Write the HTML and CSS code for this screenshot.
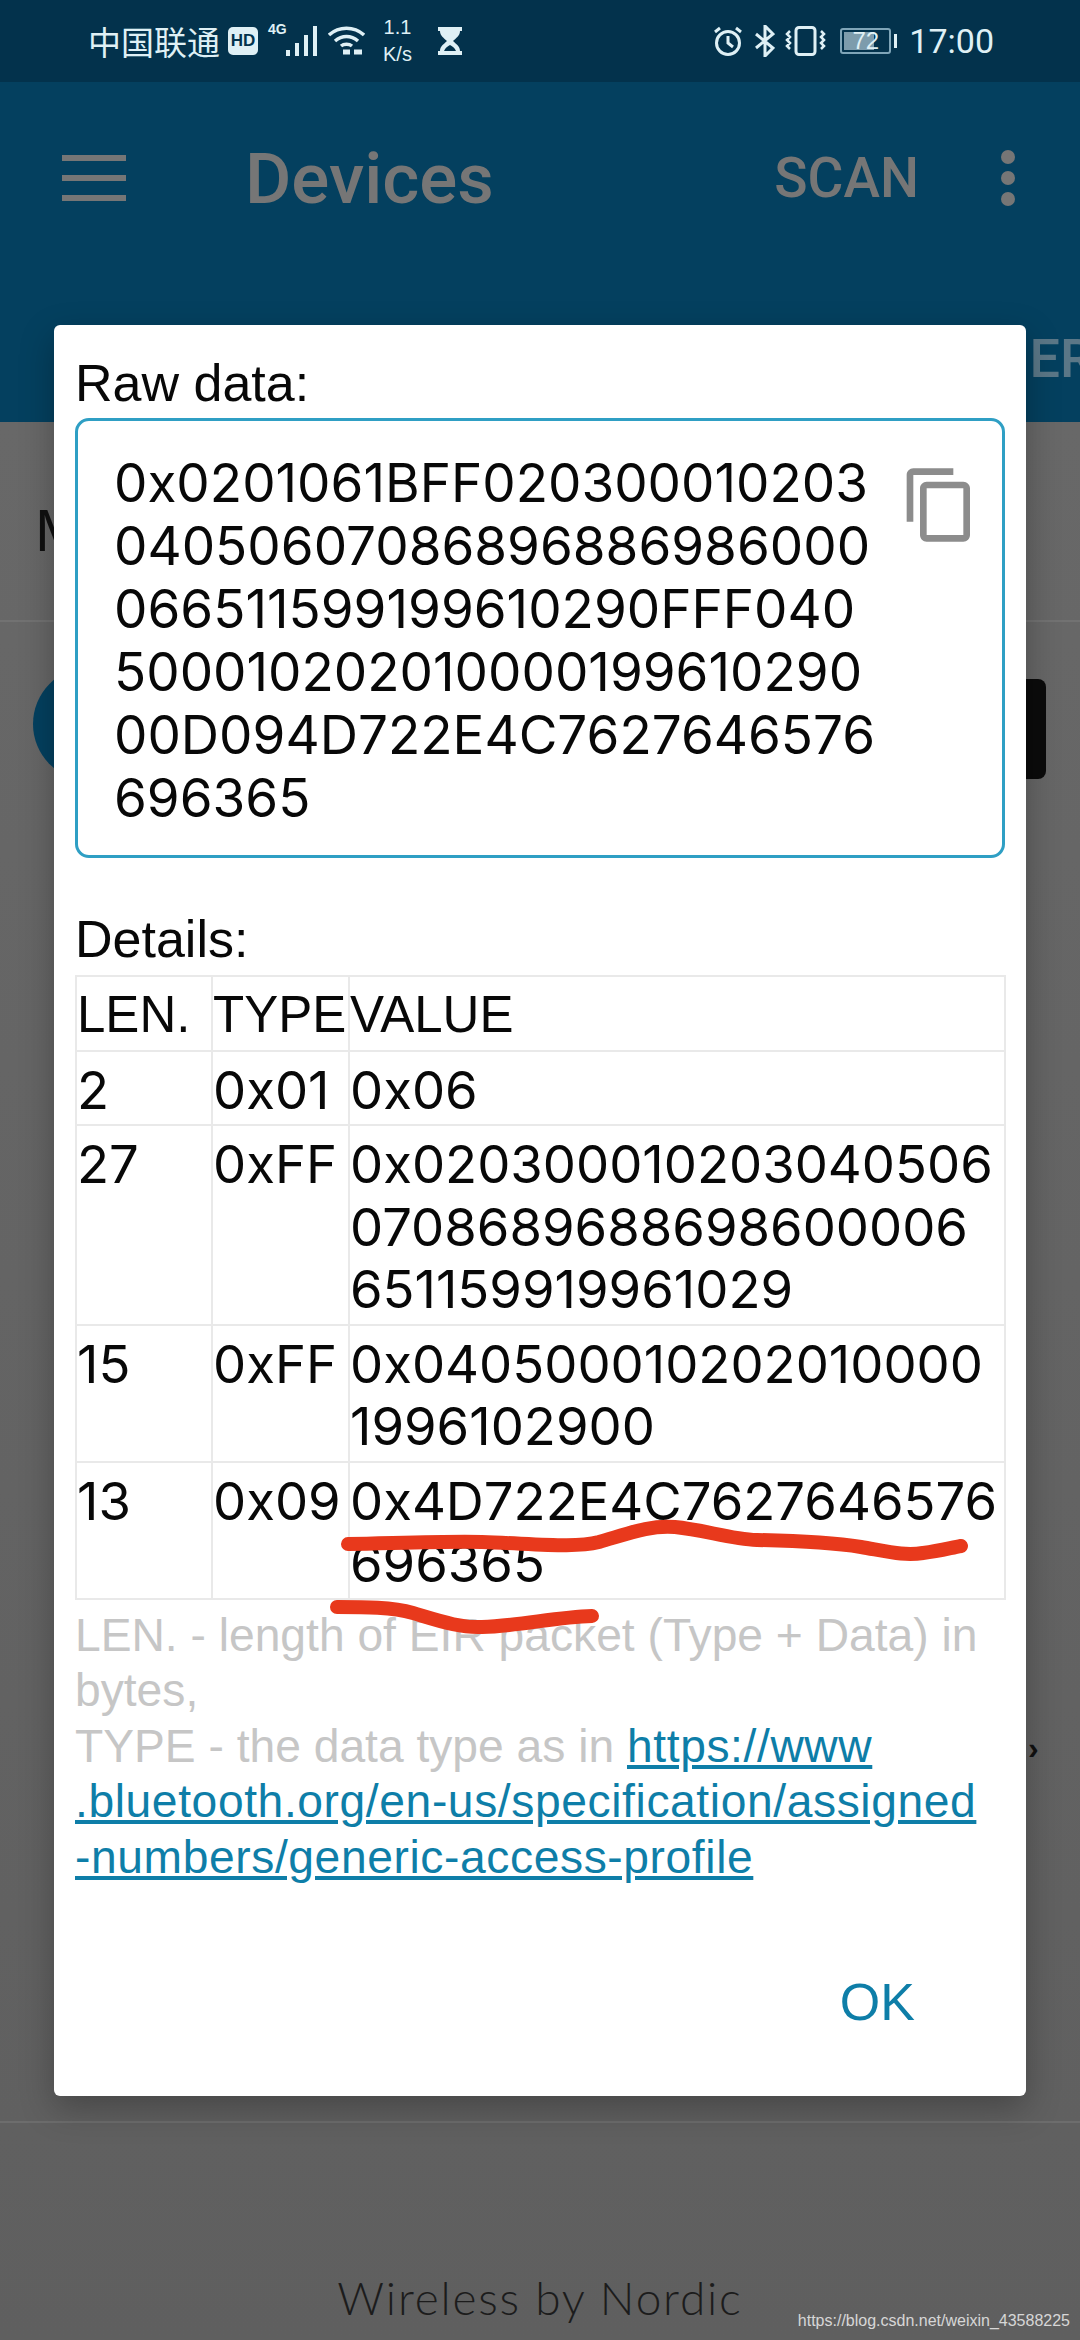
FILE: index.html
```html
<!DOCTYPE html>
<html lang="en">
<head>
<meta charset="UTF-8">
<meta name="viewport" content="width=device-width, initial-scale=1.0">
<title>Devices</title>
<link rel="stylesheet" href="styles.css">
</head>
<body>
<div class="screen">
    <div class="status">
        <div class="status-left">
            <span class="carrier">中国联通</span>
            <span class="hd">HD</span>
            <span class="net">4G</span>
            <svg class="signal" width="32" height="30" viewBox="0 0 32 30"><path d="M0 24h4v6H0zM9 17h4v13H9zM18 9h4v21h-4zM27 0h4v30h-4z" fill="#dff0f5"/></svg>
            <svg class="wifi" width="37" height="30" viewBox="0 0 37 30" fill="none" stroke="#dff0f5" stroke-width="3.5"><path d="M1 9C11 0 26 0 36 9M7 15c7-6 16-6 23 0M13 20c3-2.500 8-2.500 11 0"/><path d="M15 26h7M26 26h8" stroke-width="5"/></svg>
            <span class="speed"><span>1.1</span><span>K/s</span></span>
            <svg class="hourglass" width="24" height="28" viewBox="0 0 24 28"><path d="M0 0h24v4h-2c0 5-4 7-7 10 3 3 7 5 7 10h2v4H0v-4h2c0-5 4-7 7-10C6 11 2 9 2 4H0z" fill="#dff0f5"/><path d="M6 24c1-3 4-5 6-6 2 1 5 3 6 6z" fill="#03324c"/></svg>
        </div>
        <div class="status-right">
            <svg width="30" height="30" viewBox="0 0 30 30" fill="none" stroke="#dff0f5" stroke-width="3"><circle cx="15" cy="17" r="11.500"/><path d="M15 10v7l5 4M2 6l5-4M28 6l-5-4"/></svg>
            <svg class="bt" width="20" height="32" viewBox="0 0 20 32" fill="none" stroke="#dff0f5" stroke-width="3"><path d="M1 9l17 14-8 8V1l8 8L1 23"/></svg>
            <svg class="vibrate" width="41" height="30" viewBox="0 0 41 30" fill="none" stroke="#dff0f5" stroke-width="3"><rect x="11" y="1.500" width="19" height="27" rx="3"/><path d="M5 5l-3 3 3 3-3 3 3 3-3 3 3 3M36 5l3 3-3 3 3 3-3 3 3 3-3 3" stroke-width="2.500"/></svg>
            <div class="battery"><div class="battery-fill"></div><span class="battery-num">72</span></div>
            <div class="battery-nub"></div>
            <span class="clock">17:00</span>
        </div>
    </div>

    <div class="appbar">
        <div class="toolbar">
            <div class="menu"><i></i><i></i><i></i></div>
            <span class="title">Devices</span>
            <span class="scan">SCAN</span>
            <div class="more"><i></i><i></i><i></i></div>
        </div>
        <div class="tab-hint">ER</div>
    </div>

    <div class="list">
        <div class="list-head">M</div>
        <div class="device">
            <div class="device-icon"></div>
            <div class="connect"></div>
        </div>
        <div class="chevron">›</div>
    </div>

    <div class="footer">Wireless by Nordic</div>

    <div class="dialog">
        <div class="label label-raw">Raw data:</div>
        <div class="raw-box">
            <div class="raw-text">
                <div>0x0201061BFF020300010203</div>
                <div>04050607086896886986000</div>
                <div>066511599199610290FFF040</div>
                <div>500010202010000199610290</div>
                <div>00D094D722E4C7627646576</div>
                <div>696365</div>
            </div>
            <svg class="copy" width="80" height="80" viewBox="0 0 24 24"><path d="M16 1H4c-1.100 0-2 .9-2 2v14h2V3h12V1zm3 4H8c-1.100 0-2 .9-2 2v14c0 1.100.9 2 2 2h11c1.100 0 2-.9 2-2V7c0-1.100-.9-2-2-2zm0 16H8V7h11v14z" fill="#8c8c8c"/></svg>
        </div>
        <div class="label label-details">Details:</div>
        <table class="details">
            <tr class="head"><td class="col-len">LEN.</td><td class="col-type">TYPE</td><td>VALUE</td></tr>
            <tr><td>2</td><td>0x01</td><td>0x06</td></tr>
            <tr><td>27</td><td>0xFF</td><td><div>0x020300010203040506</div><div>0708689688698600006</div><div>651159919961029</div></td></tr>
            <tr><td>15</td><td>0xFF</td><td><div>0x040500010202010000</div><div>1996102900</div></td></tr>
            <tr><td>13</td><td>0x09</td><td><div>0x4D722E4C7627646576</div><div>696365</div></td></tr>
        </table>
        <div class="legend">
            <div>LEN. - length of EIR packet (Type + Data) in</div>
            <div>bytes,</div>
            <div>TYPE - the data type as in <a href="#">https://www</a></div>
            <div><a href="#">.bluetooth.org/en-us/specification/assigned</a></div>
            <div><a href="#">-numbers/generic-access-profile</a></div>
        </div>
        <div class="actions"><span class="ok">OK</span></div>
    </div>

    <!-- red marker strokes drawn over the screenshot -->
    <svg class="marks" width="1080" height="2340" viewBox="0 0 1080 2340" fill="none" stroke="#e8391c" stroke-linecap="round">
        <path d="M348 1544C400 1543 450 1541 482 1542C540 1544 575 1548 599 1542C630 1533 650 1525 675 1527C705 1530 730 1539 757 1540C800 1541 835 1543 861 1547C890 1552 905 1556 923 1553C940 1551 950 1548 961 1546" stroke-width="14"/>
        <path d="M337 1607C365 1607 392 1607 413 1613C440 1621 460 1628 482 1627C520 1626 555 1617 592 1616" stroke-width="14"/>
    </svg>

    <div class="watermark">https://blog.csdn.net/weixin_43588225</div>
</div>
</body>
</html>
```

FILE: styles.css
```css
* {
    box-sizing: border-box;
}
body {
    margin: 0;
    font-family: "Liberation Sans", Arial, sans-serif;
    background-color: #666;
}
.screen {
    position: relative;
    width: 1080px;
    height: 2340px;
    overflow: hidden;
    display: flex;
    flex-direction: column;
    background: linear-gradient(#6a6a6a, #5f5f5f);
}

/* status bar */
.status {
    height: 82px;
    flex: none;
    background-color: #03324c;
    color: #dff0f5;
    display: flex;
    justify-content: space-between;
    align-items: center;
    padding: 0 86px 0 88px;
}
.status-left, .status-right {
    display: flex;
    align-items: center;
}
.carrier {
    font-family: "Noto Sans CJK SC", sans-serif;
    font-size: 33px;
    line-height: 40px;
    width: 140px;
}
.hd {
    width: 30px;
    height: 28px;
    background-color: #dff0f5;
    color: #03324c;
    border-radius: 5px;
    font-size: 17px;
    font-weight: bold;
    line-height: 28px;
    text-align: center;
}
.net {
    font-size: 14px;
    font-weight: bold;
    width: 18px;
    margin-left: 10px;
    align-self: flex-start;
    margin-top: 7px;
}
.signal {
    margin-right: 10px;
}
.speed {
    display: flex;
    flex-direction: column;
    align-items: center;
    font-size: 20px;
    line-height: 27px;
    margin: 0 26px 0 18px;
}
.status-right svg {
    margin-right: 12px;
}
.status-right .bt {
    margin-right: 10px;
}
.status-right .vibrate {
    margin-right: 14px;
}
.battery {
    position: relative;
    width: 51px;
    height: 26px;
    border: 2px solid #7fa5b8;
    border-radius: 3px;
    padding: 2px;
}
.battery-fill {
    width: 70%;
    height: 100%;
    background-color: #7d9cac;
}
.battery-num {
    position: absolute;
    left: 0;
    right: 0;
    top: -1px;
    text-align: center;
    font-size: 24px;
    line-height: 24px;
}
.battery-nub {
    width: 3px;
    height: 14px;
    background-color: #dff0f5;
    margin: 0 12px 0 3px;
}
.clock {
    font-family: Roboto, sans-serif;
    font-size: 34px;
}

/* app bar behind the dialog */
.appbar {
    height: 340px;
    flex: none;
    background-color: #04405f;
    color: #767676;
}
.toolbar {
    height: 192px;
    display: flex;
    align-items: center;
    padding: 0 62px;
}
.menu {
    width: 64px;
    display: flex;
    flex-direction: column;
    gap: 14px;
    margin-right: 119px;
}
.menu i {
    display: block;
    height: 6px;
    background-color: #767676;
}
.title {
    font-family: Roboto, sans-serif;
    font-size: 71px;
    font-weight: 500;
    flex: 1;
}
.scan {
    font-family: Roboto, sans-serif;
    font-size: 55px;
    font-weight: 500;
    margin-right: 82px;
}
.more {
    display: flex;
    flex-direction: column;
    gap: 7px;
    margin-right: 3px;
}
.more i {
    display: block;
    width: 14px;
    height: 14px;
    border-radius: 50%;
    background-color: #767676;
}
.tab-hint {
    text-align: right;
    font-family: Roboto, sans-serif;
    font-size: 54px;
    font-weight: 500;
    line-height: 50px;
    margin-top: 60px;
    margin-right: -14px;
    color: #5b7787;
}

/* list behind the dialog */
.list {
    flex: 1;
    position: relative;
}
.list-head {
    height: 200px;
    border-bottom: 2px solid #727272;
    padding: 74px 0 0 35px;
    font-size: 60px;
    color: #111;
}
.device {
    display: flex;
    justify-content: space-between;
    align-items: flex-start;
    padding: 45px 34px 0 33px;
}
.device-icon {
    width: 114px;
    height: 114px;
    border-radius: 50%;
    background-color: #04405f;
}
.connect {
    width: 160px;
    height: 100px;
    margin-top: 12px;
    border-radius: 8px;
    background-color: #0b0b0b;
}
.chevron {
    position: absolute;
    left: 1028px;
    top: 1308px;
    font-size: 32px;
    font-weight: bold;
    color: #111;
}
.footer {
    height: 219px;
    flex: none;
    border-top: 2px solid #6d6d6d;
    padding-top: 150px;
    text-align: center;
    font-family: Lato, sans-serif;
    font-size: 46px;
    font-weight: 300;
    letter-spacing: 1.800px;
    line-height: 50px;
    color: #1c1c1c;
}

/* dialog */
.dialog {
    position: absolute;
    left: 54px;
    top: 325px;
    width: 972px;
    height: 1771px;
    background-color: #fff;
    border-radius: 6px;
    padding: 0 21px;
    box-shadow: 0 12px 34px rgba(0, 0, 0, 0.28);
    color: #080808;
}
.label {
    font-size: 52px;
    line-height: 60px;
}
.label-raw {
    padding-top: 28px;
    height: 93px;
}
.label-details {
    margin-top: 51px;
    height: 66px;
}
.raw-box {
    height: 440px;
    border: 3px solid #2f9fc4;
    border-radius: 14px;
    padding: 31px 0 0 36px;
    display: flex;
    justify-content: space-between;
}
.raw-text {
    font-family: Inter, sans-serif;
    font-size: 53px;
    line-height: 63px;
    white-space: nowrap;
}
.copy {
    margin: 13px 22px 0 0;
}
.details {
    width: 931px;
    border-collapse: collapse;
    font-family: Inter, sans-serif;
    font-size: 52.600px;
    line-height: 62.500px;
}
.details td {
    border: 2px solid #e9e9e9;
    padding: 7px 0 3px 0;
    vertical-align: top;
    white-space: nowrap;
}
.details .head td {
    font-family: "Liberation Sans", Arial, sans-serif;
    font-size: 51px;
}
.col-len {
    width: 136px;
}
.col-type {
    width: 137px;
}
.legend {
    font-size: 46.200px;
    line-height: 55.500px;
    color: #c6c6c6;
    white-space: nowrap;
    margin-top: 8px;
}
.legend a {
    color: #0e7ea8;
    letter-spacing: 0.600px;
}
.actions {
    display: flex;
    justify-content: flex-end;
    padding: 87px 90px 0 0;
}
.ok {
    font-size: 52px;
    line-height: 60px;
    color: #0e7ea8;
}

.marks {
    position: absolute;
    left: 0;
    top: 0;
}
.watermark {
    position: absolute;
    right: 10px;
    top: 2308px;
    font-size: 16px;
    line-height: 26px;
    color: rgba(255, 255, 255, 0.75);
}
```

+ + + +

**STATED PROBLEM:** Whichever lines contain the string "screenshot", select and copy them.

**THE RESPONSE:**
Write the HTML and CSS code for this screenshot.
    <!-- red marker strokes drawn over the screenshot -->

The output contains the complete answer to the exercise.